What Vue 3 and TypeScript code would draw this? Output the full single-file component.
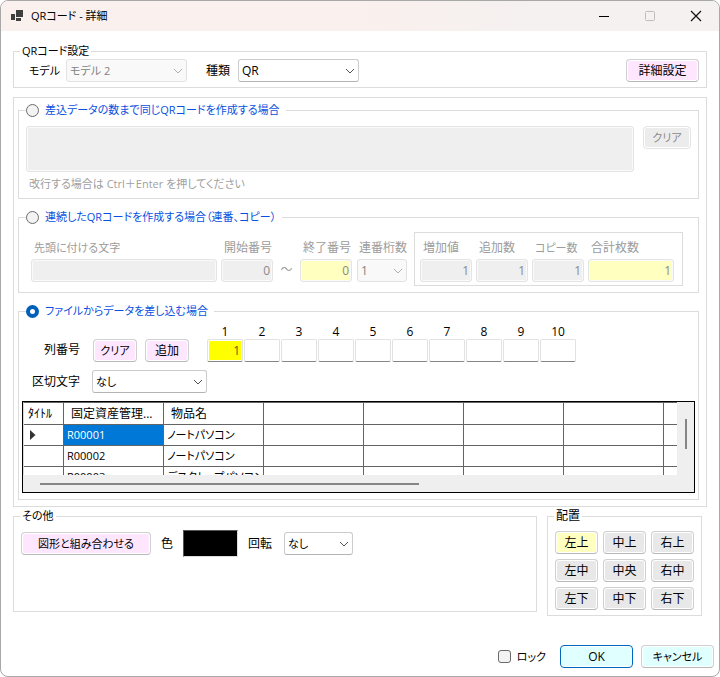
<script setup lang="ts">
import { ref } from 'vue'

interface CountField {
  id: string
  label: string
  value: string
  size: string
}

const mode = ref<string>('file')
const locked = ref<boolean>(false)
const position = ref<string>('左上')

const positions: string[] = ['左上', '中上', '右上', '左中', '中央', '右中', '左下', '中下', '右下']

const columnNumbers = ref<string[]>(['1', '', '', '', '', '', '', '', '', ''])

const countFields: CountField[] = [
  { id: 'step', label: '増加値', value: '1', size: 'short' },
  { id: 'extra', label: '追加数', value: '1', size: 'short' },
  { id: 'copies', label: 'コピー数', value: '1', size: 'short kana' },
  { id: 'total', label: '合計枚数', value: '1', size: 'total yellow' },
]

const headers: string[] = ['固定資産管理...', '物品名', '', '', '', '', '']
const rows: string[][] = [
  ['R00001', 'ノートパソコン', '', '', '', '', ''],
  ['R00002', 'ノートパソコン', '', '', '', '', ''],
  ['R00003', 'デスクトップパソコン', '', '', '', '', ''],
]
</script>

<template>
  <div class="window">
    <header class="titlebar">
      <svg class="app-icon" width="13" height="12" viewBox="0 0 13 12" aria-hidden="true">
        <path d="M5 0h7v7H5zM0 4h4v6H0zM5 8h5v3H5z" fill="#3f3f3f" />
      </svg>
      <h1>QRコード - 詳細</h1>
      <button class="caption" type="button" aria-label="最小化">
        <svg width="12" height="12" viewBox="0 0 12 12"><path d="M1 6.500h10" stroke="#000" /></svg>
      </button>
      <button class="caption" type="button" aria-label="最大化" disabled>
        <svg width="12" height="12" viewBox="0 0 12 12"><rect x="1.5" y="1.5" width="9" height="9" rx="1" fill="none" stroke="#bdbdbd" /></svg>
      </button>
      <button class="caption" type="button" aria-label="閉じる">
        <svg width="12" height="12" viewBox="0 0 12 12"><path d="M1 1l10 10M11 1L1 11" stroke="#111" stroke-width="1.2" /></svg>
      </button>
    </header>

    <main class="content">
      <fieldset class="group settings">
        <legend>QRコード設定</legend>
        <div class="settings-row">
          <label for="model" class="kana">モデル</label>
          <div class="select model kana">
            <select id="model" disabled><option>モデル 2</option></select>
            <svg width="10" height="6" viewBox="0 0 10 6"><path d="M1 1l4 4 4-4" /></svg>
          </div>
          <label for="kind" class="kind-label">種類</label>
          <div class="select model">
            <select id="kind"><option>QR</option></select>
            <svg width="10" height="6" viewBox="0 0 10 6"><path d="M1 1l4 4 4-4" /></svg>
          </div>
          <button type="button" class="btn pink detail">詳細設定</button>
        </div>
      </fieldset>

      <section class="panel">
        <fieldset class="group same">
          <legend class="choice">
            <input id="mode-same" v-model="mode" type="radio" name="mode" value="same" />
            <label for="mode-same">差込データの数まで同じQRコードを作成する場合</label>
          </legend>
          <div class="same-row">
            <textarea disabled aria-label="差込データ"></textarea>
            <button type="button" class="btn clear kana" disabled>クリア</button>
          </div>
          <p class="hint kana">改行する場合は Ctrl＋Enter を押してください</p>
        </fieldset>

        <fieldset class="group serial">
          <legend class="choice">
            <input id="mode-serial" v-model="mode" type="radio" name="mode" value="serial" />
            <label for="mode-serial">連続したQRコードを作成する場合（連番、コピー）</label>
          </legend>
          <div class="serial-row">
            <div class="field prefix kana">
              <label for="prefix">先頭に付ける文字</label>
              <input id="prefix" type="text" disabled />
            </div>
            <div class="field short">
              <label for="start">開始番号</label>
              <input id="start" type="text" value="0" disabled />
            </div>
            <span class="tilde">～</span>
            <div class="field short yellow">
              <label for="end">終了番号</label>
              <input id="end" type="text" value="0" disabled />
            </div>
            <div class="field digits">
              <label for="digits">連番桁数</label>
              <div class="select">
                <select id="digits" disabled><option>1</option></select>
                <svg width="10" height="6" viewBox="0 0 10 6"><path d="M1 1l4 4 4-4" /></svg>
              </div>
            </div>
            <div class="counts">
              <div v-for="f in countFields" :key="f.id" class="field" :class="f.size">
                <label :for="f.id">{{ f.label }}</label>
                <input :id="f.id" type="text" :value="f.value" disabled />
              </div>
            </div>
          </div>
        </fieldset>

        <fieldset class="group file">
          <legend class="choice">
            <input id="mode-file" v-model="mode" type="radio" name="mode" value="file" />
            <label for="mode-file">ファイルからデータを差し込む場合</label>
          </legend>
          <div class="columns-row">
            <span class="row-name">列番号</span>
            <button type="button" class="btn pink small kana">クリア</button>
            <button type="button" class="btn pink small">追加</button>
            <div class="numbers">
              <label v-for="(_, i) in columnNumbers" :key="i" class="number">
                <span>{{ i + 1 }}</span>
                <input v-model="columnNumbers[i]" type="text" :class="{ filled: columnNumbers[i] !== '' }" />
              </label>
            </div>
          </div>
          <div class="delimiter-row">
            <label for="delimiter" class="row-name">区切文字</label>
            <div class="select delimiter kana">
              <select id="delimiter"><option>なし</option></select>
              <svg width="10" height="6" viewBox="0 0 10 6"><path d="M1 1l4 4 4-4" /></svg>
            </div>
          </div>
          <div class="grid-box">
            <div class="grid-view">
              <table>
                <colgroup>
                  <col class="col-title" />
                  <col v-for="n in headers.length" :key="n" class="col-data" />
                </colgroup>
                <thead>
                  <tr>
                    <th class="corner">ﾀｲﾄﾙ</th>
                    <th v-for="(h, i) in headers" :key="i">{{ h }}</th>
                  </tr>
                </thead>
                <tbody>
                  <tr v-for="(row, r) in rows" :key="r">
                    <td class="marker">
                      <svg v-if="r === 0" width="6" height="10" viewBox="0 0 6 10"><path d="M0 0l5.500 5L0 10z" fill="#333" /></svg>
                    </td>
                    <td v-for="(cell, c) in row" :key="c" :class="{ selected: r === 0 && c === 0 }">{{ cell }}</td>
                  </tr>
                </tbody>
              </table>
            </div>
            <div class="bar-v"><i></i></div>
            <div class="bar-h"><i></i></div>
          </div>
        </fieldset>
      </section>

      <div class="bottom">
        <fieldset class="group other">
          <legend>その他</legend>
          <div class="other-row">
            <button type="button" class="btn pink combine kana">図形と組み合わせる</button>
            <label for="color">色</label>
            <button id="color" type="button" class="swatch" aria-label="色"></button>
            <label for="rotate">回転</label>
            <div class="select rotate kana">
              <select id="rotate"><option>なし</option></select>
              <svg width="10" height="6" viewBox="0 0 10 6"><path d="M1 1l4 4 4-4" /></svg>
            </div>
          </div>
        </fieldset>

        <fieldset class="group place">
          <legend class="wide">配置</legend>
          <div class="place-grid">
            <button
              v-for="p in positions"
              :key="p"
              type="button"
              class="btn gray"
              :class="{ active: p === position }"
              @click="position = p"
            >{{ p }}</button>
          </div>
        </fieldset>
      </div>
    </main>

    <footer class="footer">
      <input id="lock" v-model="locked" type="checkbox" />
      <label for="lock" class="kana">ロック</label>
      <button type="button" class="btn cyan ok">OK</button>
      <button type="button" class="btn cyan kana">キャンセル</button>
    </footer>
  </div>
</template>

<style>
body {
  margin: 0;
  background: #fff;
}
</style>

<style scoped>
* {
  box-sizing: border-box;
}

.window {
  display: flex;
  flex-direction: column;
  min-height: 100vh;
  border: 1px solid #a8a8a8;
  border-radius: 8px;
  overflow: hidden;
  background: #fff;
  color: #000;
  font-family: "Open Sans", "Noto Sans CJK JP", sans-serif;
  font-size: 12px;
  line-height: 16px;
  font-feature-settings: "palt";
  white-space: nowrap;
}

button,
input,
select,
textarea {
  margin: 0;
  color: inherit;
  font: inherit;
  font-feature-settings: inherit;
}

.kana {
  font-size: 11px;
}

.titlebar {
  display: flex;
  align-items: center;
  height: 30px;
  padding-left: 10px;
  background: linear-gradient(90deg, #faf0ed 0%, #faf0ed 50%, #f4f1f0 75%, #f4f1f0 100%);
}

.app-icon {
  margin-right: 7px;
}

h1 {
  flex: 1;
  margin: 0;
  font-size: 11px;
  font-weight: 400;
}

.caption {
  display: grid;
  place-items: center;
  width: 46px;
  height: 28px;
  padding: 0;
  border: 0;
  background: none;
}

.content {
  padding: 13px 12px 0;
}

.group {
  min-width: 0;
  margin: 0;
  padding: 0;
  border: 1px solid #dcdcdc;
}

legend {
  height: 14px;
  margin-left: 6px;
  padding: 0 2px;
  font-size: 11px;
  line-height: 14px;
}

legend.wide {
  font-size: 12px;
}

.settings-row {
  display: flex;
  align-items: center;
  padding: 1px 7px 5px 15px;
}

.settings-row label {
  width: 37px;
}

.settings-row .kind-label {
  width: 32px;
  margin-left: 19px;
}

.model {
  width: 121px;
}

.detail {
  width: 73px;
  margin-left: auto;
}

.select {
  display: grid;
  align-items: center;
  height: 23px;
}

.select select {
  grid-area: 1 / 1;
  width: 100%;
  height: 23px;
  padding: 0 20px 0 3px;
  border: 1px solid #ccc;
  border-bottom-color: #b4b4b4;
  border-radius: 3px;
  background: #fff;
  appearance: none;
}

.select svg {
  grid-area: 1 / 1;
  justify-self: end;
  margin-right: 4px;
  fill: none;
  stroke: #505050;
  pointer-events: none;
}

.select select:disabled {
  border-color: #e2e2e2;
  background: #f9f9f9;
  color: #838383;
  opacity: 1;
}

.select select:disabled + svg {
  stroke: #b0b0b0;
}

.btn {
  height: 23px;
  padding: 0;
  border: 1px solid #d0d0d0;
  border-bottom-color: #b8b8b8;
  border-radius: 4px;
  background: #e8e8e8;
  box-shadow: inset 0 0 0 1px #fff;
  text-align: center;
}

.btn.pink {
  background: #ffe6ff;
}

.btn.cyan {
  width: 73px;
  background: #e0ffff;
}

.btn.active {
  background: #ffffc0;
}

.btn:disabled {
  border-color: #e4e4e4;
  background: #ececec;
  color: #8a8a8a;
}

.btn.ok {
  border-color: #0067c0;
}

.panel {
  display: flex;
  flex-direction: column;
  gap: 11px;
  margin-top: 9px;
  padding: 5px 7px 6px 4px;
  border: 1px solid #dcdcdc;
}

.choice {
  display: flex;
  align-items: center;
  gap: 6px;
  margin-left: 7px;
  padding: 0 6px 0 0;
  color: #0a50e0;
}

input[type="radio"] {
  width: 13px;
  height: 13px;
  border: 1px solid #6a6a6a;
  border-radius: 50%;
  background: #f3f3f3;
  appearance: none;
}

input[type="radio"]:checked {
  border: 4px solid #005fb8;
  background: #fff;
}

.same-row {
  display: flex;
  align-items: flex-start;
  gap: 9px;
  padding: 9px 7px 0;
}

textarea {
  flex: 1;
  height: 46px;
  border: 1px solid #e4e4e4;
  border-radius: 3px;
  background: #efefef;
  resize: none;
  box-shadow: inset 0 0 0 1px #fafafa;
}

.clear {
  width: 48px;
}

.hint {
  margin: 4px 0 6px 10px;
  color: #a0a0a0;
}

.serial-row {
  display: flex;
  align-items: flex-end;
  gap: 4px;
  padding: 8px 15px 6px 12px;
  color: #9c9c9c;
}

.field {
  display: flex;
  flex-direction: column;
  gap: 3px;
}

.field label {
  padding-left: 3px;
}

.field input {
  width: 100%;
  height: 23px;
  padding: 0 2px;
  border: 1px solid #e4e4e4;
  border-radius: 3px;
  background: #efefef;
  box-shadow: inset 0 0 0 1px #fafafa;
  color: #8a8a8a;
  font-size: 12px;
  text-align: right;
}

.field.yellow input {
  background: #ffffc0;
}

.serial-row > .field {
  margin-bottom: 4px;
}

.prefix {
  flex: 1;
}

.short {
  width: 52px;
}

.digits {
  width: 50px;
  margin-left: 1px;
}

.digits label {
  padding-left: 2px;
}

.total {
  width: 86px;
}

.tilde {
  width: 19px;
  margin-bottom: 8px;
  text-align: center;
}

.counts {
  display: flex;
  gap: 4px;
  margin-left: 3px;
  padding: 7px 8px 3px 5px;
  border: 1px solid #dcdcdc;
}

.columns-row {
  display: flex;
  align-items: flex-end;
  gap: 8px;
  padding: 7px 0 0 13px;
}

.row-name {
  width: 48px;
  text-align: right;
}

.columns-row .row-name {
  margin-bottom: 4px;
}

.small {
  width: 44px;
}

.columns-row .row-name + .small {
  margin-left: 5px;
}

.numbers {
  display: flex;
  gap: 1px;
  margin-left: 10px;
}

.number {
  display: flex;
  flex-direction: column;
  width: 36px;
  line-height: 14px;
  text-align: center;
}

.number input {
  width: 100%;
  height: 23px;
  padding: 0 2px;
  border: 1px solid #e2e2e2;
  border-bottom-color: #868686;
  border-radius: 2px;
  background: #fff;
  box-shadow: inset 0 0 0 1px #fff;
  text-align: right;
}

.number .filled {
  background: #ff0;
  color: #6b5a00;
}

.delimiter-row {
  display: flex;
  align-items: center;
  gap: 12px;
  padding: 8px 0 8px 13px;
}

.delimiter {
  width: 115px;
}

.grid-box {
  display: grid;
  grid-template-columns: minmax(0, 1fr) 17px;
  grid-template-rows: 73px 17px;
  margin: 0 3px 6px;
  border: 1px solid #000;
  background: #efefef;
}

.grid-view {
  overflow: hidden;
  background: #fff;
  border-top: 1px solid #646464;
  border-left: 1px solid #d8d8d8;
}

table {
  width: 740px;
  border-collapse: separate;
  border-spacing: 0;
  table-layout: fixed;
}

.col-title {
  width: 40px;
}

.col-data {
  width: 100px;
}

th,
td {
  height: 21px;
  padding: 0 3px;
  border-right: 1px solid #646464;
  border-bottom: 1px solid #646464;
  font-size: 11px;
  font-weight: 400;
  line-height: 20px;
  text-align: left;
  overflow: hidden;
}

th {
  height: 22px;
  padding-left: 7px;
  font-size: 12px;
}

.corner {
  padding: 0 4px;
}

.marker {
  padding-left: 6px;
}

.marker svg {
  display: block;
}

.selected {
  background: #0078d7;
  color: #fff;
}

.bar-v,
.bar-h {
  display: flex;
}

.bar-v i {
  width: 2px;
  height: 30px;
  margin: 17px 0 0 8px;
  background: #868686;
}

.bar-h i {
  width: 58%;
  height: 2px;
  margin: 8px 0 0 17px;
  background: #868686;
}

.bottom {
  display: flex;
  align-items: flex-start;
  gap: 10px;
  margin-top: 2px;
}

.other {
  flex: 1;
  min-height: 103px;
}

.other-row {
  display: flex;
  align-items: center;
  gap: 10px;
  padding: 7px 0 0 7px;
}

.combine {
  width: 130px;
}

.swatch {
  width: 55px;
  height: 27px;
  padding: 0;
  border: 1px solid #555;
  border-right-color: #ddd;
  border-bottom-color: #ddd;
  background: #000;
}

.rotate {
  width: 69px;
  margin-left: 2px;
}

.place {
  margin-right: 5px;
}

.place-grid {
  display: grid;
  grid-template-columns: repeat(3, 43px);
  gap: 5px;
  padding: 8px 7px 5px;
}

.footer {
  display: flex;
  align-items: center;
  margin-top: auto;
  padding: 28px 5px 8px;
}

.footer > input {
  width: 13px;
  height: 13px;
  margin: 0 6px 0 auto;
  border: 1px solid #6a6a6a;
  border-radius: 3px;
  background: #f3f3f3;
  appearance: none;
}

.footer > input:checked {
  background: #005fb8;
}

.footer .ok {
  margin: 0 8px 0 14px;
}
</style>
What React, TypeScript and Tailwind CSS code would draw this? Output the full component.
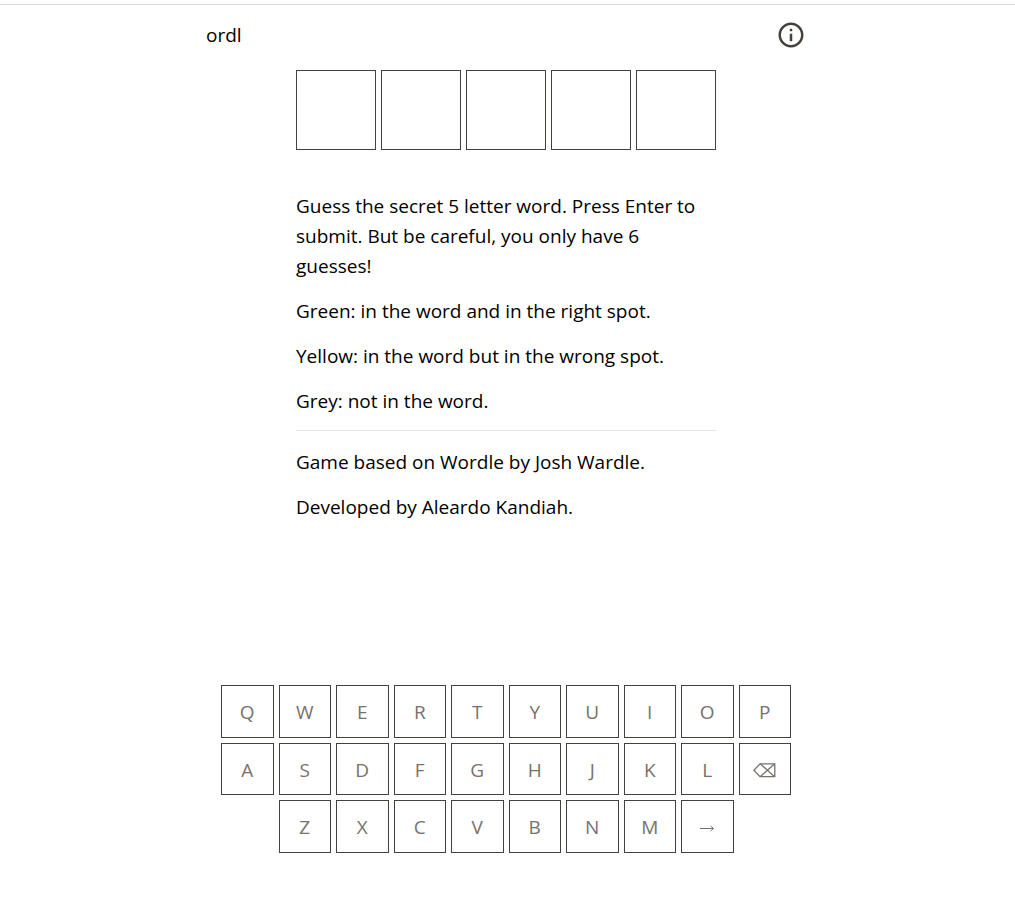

------------------------------

- [What you are asked to do]: Copy nothing but the lines from the top of the data down to the line containing "const positions: string[]", and leave the pictures out.

- [Correct output]:
What Vue 3 and TypeScript code would draw this? Output the full single-file component.
<script setup lang="ts">
import { ref } from 'vue'

interface CountField {
  id: string
  label: string
  value: string
  size: string
}

const mode = ref<string>('file')
const locked = ref<boolean>(false)
const position = ref<string>('左上')

const positions: string[] = ['左上', '中上', '右上', '左中', '中央', '右中', '左下', '中下', '右下']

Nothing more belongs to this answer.